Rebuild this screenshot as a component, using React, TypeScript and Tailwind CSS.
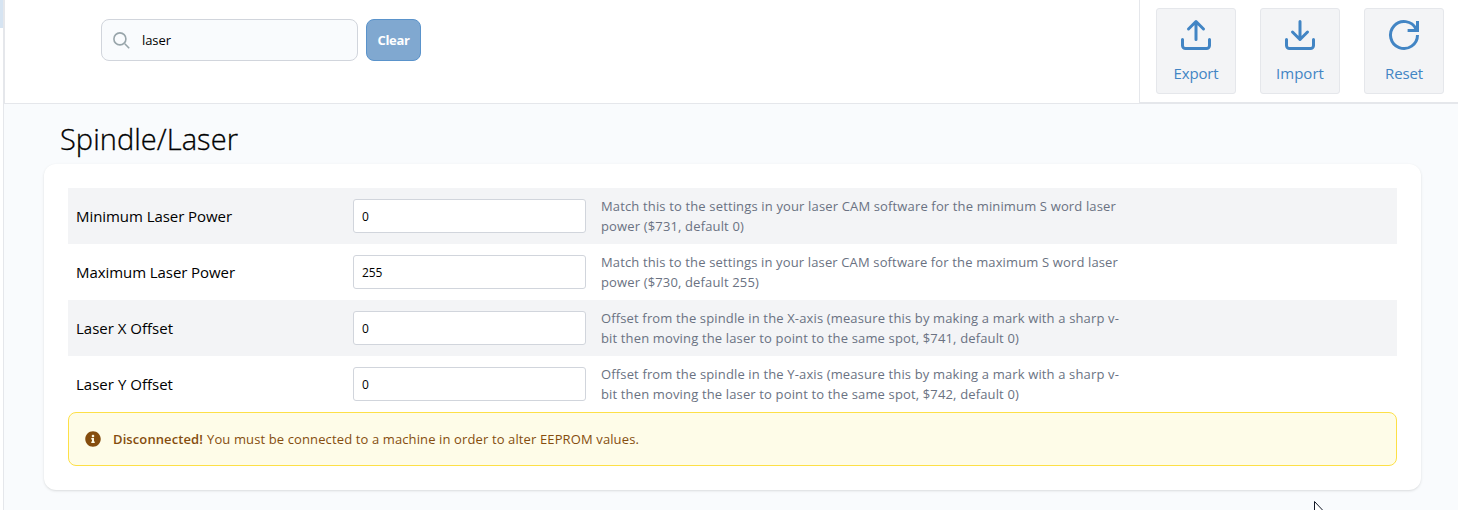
import React from "react";
import { FaInfoCircle } from "react-icons/fa";

const rows = [
  { label: "Minimum Laser Power", w: 156, value: "0", lines: ["Match this to the settings in your laser CAM software for the minimum S word laser", "power ($731, default 0)"] , lw: [515, 143] },
  { label: "Maximum Laser Power", w: 159, value: "255", lines: ["Match this to the settings in your laser CAM software for the maximum S word laser", "power ($730, default 255)"], lw: [517, 158] },
  { label: "Laser X Offset", w: 97, value: "0", lines: ["Offset from the spindle in the X-axis (measure this by making a mark with a sharp v-", "bit then moving the laser to point to the same spot, $741, default 0)"], lw: [518, 418] },
  { label: "Laser Y Offset", w: 97, value: "0", lines: ["Offset from the spindle in the Y-axis (measure this by making a mark with a sharp v-", "bit then moving the laser to point to the same spot, $742, default 0)"], lw: [518, 418] },
];

function Fit({ w, children }: { w: number; children: string }) {
  const ref = React.useRef<HTMLSpanElement>(null);
  const [ls, setLs] = React.useState(0);
  React.useLayoutEffect(() => {
    if (ref.current) {
      const natural = ref.current.getBoundingClientRect().width - ls * children.length;
      setLs((w - natural) / children.length);
    }
  }, [w, children]);
  return (
    <span ref={ref} className="inline-block whitespace-pre" style={{ letterSpacing: ls + "px" }}>
      {children}
    </span>
  );
}

function Stroke({ children }: { children: React.ReactNode }) {
  return (
    <svg viewBox="0 0 24 24" className="size-9 shrink-0" fill="none" stroke="currentColor" strokeWidth="2" strokeLinecap="round" strokeLinejoin="round">
      {children}
    </svg>
  );
}

function Action({ label, w, children }: { label: string; w: number; children: React.ReactNode }) {
  return (
    <button className="flex h-[86px] w-20 flex-col items-center rounded-[3px] border border-gray-200 bg-gray-100 pt-2 text-[#4285c4]">
      {children}
      <span className="mt-2 text-[15px] leading-6"><Fit w={w}>{label}</Fit></span>
    </button>
  );
}

export default function App() {
  return (
    <div className="flex h-[510px] w-full overflow-hidden bg-white font-['Open_Sans',sans-serif] text-black">
      <div className="w-[3px] shrink-0">
        <div className="h-7 bg-[#d6e4f2]" />
      </div>
      <div className="relative flex flex-1 flex-col border-l border-gray-200 bg-[#f9fbfd]">
        <header className="flex h-[104px] shrink-0 border-b border-l border-gray-200 bg-white">
          <div className="flex flex-1 items-start gap-2 pt-[19px] pl-24">
            <label className="flex h-[42px] w-[257px] items-center rounded-lg border border-gray-300 bg-[#f9fbfd] pl-[11px] text-[13px]">
              <svg viewBox="0 0 17 17" className="mr-3 size-[17px]" fill="none" stroke="#98a5aa" strokeWidth="1.6">
                <circle cx="6.9" cy="6.9" r="6" />
                <path d="M11.8 11.8 16.2 16.2" />
              </svg>
              <span className="pt-0.5"><Fit w={29}>laser</Fit></span>
            </label>
            <button className="flex h-[42px] w-[55px] items-center justify-center rounded-lg border border-[#5a93cb] bg-[#80a8d0] pt-0.5 text-[13px] font-bold text-white">
              <Fit w={32}>Clear</Fit>
            </button>
          </div>
          <div className="flex h-[103px] w-[319px] gap-6 border-b border-l border-gray-200 pt-2 pl-4">
            <Action label="Export" w={45}>
              <Stroke><path d="M21 15v4a2 2 0 0 1-2 2H5a2 2 0 0 1-2-2v-4M17 8l-5-5-5 5M12 3v12" /></Stroke>
            </Action>
            <Action label="Import" w={48}>
              <Stroke><path d="M21 15v4a2 2 0 0 1-2 2H5a2 2 0 0 1-2-2v-4M7 10l5 5 5-5M12 15V3" /></Stroke>
            </Action>
            <Action label="Reset" w={38}>
              <svg viewBox="0 0 24 24" className="size-9 shrink-0" fill="none" stroke="currentColor" strokeWidth="2">
                <path d="M21 12a9 9 0 1 1-.95-4.03L20.5 9M21 2.7V9h-6.6" />
              </svg>
            </Action>
          </div>
        </header>
        <main className="flex flex-col pr-[37px] pl-10">
          <h1 className="flex h-[60px] items-center pt-2.5 pl-4 text-[29px] font-light [-webkit-text-stroke:0.3px_black]"><Fit w={178}>Spindle/Laser</Fit></h1>
          <section className="h-[326px] rounded-xl bg-white p-6 shadow-sm">
            {rows.map((r) => (
              <div key={r.label} className="flex h-14 items-center pl-2 odd:bg-gray-100">
                <div className="w-[277px] text-[15px]"><Fit w={r.w}>{r.label}</Fit></div>
                <div className="flex h-[34px] w-[233px] items-center rounded-[3px] border border-gray-300 bg-white pt-0.5 pl-2 text-xs">
                  <Fit w={r.value.length * 6.7}>{r.value}</Fit>
                </div>
                <div className="ml-[15px] flex flex-col text-[13px] leading-5 text-gray-500">
                  {r.lines.map((l, i) => <div key={l} className="h-5"><Fit w={r.lw[i]}>{l}</Fit></div>)}
                </div>
              </div>
            ))}
            <div className="flex h-[54px] items-center rounded-lg border border-[#fde047] bg-[#fefce8] pl-4 text-[13px] text-[#854d0e]">
              <FaInfoCircle className="mr-3 size-4" />
              <span className="mr-1 pt-0.5 font-semibold"><Fit w={90}>Disconnected!</Fit></span>
              <span className="pt-0.5"><Fit w={432}>You must be connected to a machine in order to alter EEPROM values.</Fit></span>
            </div>
          </section>
        </main>
        <svg viewBox="0 0 12 19" className="absolute top-[501px] left-[1310px] h-[19px] w-3" fill="white" stroke="#111827">
          <path d="M.5.5v16l3.7-3.5 2.4 5.5 2.2-1-2.4-5.3h5.1z" />
        </svg>
      </div>
    </div>
  );
}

+---+

> [EXERCISE BRIEF]
Pictures excluded, quote all the data above exactly.

> [REPLY]
Rebuild this screenshot as a component, using React, TypeScript and Tailwind CSS.
import React from "react";
import { FaInfoCircle } from "react-icons/fa";

const rows = [
  { label: "Minimum Laser Power", w: 156, value: "0", lines: ["Match this to the settings in your laser CAM software for the minimum S word laser", "power ($731, default 0)"] , lw: [515, 143] },
  { label: "Maximum Laser Power", w: 159, value: "255", lines: ["Match this to the settings in your laser CAM software for the maximum S word laser", "power ($730, default 255)"], lw: [517, 158] },
  { label: "Laser X Offset", w: 97, value: "0", lines: ["Offset from the spindle in the X-axis (measure this by making a mark with a sharp v-", "bit then moving the laser to point to the same spot, $741, default 0)"], lw: [518, 418] },
  { label: "Laser Y Offset", w: 97, value: "0", lines: ["Offset from the spindle in the Y-axis (measure this by making a mark with a sharp v-", "bit then moving the laser to point to the same spot, $742, default 0)"], lw: [518, 418] },
];

function Fit({ w, children }: { w: number; children: string }) {
  const ref = React.useRef<HTMLSpanElement>(null);
  const [ls, setLs] = React.useState(0);
  React.useLayoutEffect(() => {
    if (ref.current) {
      const natural = ref.current.getBoundingClientRect().width - ls * children.length;
      setLs((w - natural) / children.length);
    }
  }, [w, children]);
  return (
    <span ref={ref} className="inline-block whitespace-pre" style={{ letterSpacing: ls + "px" }}>
      {children}
    </span>
  );
}

function Stroke({ children }: { children: React.ReactNode }) {
  return (
    <svg viewBox="0 0 24 24" className="size-9 shrink-0" fill="none" stroke="currentColor" strokeWidth="2" strokeLinecap="round" strokeLinejoin="round">
      {children}
    </svg>
  );
}

function Action({ label, w, children }: { label: string; w: number; children: React.ReactNode }) {
  return (
    <button className="flex h-[86px] w-20 flex-col items-center rounded-[3px] border border-gray-200 bg-gray-100 pt-2 text-[#4285c4]">
      {children}
      <span className="mt-2 text-[15px] leading-6"><Fit w={w}>{label}</Fit></span>
    </button>
  );
}

export default function App() {
  return (
    <div className="flex h-[510px] w-full overflow-hidden bg-white font-['Open_Sans',sans-serif] text-black">
      <div className="w-[3px] shrink-0">
        <div className="h-7 bg-[#d6e4f2]" />
      </div>
      <div className="relative flex flex-1 flex-col border-l border-gray-200 bg-[#f9fbfd]">
        <header className="flex h-[104px] shrink-0 border-b border-l border-gray-200 bg-white">
          <div className="flex flex-1 items-start gap-2 pt-[19px] pl-24">
            <label className="flex h-[42px] w-[257px] items-center rounded-lg border border-gray-300 bg-[#f9fbfd] pl-[11px] text-[13px]">
              <svg viewBox="0 0 17 17" className="mr-3 size-[17px]" fill="none" stroke="#98a5aa" strokeWidth="1.6">
                <circle cx="6.9" cy="6.9" r="6" />
                <path d="M11.8 11.8 16.2 16.2" />
              </svg>
              <span className="pt-0.5"><Fit w={29}>laser</Fit></span>
            </label>
            <button className="flex h-[42px] w-[55px] items-center justify-center rounded-lg border border-[#5a93cb] bg-[#80a8d0] pt-0.5 text-[13px] font-bold text-white">
              <Fit w={32}>Clear</Fit>
            </button>
          </div>
          <div className="flex h-[103px] w-[319px] gap-6 border-b border-l border-gray-200 pt-2 pl-4">
            <Action label="Export" w={45}>
              <Stroke><path d="M21 15v4a2 2 0 0 1-2 2H5a2 2 0 0 1-2-2v-4M17 8l-5-5-5 5M12 3v12" /></Stroke>
            </Action>
            <Action label="Import" w={48}>
              <Stroke><path d="M21 15v4a2 2 0 0 1-2 2H5a2 2 0 0 1-2-2v-4M7 10l5 5 5-5M12 15V3" /></Stroke>
            </Action>
            <Action label="Reset" w={38}>
              <svg viewBox="0 0 24 24" className="size-9 shrink-0" fill="none" stroke="currentColor" strokeWidth="2">
                <path d="M21 12a9 9 0 1 1-.95-4.03L20.5 9M21 2.7V9h-6.6" />
              </svg>
            </Action>
          </div>
        </header>
        <main className="flex flex-col pr-[37px] pl-10">
          <h1 className="flex h-[60px] items-center pt-2.5 pl-4 text-[29px] font-light [-webkit-text-stroke:0.3px_black]"><Fit w={178}>Spindle/Laser</Fit></h1>
          <section className="h-[326px] rounded-xl bg-white p-6 shadow-sm">
            {rows.map((r) => (
              <div key={r.label} className="flex h-14 items-center pl-2 odd:bg-gray-100">
                <div className="w-[277px] text-[15px]"><Fit w={r.w}>{r.label}</Fit></div>
                <div className="flex h-[34px] w-[233px] items-center rounded-[3px] border border-gray-300 bg-white pt-0.5 pl-2 text-xs">
                  <Fit w={r.value.length * 6.7}>{r.value}</Fit>
                </div>
                <div className="ml-[15px] flex flex-col text-[13px] leading-5 text-gray-500">
                  {r.lines.map((l, i) => <div key={l} className="h-5"><Fit w={r.lw[i]}>{l}</Fit></div>)}
                </div>
              </div>
            ))}
            <div className="flex h-[54px] items-center rounded-lg border border-[#fde047] bg-[#fefce8] pl-4 text-[13px] text-[#854d0e]">
              <FaInfoCircle className="mr-3 size-4" />
              <span className="mr-1 pt-0.5 font-semibold"><Fit w={90}>Disconnected!</Fit></span>
              <span className="pt-0.5"><Fit w={432}>You must be connected to a machine in order to alter EEPROM values.</Fit></span>
            </div>
          </section>
        </main>
        <svg viewBox="0 0 12 19" className="absolute top-[501px] left-[1310px] h-[19px] w-3" fill="white" stroke="#111827">
          <path d="M.5.5v16l3.7-3.5 2.4 5.5 2.2-1-2.4-5.3h5.1z" />
        </svg>
      </div>
    </div>
  );
}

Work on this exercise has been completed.